> _Stated task_: Skip the pictures. Transcribe the rest of the data below without changing a word.

▼

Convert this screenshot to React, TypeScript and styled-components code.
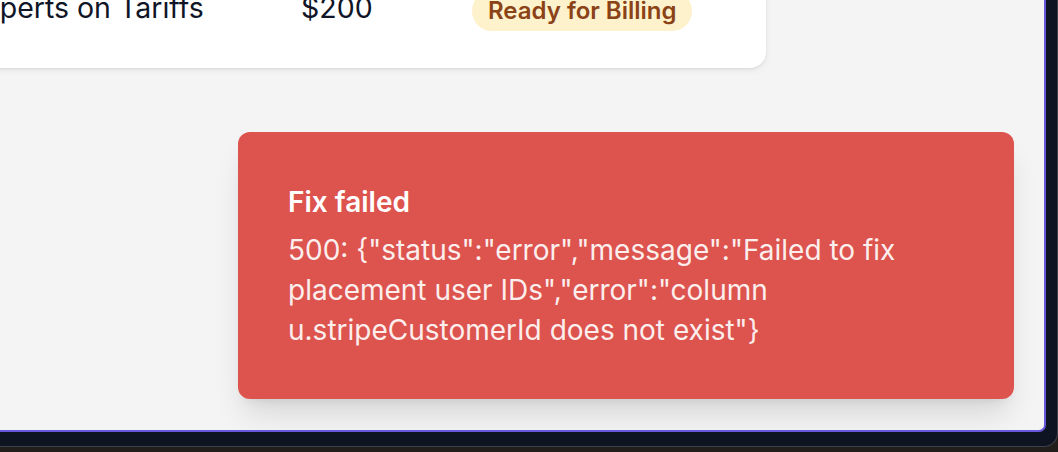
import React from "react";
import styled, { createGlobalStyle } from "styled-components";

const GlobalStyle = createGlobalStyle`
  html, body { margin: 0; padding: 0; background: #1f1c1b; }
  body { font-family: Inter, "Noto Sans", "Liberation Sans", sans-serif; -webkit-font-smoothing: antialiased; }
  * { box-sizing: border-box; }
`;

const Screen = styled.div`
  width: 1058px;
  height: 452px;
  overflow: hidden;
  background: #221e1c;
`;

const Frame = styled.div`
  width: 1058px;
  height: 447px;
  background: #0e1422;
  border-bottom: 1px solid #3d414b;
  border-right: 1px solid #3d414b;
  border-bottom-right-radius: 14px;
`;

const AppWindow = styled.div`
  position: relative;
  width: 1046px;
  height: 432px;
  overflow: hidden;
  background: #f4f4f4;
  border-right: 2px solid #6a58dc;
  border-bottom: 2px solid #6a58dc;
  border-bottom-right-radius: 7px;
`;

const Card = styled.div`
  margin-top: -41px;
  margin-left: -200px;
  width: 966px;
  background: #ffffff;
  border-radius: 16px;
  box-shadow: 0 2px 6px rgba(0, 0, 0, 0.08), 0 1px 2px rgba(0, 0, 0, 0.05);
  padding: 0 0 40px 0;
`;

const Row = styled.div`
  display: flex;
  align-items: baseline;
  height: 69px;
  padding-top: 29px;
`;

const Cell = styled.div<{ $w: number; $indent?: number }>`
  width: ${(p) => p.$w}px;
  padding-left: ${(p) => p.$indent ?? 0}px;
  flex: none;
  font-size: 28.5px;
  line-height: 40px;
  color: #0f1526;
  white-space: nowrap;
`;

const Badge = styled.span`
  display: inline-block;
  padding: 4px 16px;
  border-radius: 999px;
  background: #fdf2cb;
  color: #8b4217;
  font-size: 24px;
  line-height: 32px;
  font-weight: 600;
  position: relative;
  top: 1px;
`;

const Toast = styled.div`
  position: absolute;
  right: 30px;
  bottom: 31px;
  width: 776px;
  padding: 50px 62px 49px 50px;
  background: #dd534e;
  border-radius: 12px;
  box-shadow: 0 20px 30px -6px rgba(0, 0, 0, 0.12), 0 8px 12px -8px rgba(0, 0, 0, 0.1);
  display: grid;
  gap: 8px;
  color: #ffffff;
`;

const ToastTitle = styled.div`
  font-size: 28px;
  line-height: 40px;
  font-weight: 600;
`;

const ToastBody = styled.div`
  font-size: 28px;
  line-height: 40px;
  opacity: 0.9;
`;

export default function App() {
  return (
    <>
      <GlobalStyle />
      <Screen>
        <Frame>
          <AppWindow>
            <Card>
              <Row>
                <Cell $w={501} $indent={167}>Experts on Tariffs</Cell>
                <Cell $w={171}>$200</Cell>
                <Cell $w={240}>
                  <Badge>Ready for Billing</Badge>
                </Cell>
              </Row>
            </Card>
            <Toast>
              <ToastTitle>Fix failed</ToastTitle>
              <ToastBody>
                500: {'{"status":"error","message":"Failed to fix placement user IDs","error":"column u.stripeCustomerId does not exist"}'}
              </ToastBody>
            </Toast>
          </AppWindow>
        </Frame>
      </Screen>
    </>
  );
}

▲

> _Answer for the task_:
Convert this screenshot to React, TypeScript and styled-components code.
import React from "react";
import styled, { createGlobalStyle } from "styled-components";

const GlobalStyle = createGlobalStyle`
  html, body { margin: 0; padding: 0; background: #1f1c1b; }
  body { font-family: Inter, "Noto Sans", "Liberation Sans", sans-serif; -webkit-font-smoothing: antialiased; }
  * { box-sizing: border-box; }
`;

const Screen = styled.div`
  width: 1058px;
  height: 452px;
  overflow: hidden;
  background: #221e1c;
`;

const Frame = styled.div`
  width: 1058px;
  height: 447px;
  background: #0e1422;
  border-bottom: 1px solid #3d414b;
  border-right: 1px solid #3d414b;
  border-bottom-right-radius: 14px;
`;

const AppWindow = styled.div`
  position: relative;
  width: 1046px;
  height: 432px;
  overflow: hidden;
  background: #f4f4f4;
  border-right: 2px solid #6a58dc;
  border-bottom: 2px solid #6a58dc;
  border-bottom-right-radius: 7px;
`;

const Card = styled.div`
  margin-top: -41px;
  margin-left: -200px;
  width: 966px;
  background: #ffffff;
  border-radius: 16px;
  box-shadow: 0 2px 6px rgba(0, 0, 0, 0.08), 0 1px 2px rgba(0, 0, 0, 0.05);
  padding: 0 0 40px 0;
`;

const Row = styled.div`
  display: flex;
  align-items: baseline;
  height: 69px;
  padding-top: 29px;
`;

const Cell = styled.div<{ $w: number; $indent?: number }>`
  width: ${(p) => p.$w}px;
  padding-left: ${(p) => p.$indent ?? 0}px;
  flex: none;
  font-size: 28.5px;
  line-height: 40px;
  color: #0f1526;
  white-space: nowrap;
`;

const Badge = styled.span`
  display: inline-block;
  padding: 4px 16px;
  border-radius: 999px;
  background: #fdf2cb;
  color: #8b4217;
  font-size: 24px;
  line-height: 32px;
  font-weight: 600;
  position: relative;
  top: 1px;
`;

const Toast = styled.div`
  position: absolute;
  right: 30px;
  bottom: 31px;
  width: 776px;
  padding: 50px 62px 49px 50px;
  background: #dd534e;
  border-radius: 12px;
  box-shadow: 0 20px 30px -6px rgba(0, 0, 0, 0.12), 0 8px 12px -8px rgba(0, 0, 0, 0.1);
  display: grid;
  gap: 8px;
  color: #ffffff;
`;

const ToastTitle = styled.div`
  font-size: 28px;
  line-height: 40px;
  font-weight: 600;
`;

const ToastBody = styled.div`
  font-size: 28px;
  line-height: 40px;
  opacity: 0.9;
`;

export default function App() {
  return (
    <>
      <GlobalStyle />
      <Screen>
        <Frame>
          <AppWindow>
            <Card>
              <Row>
                <Cell $w={501} $indent={167}>Experts on Tariffs</Cell>
                <Cell $w={171}>$200</Cell>
                <Cell $w={240}>
                  <Badge>Ready for Billing</Badge>
                </Cell>
              </Row>
            </Card>
            <Toast>
              <ToastTitle>Fix failed</ToastTitle>
              <ToastBody>
                500: {'{"status":"error","message":"Failed to fix placement user IDs","error":"column u.stripeCustomerId does not exist"}'}
              </ToastBody>
            </Toast>
          </AppWindow>
        </Frame>
      </Screen>
    </>
  );
}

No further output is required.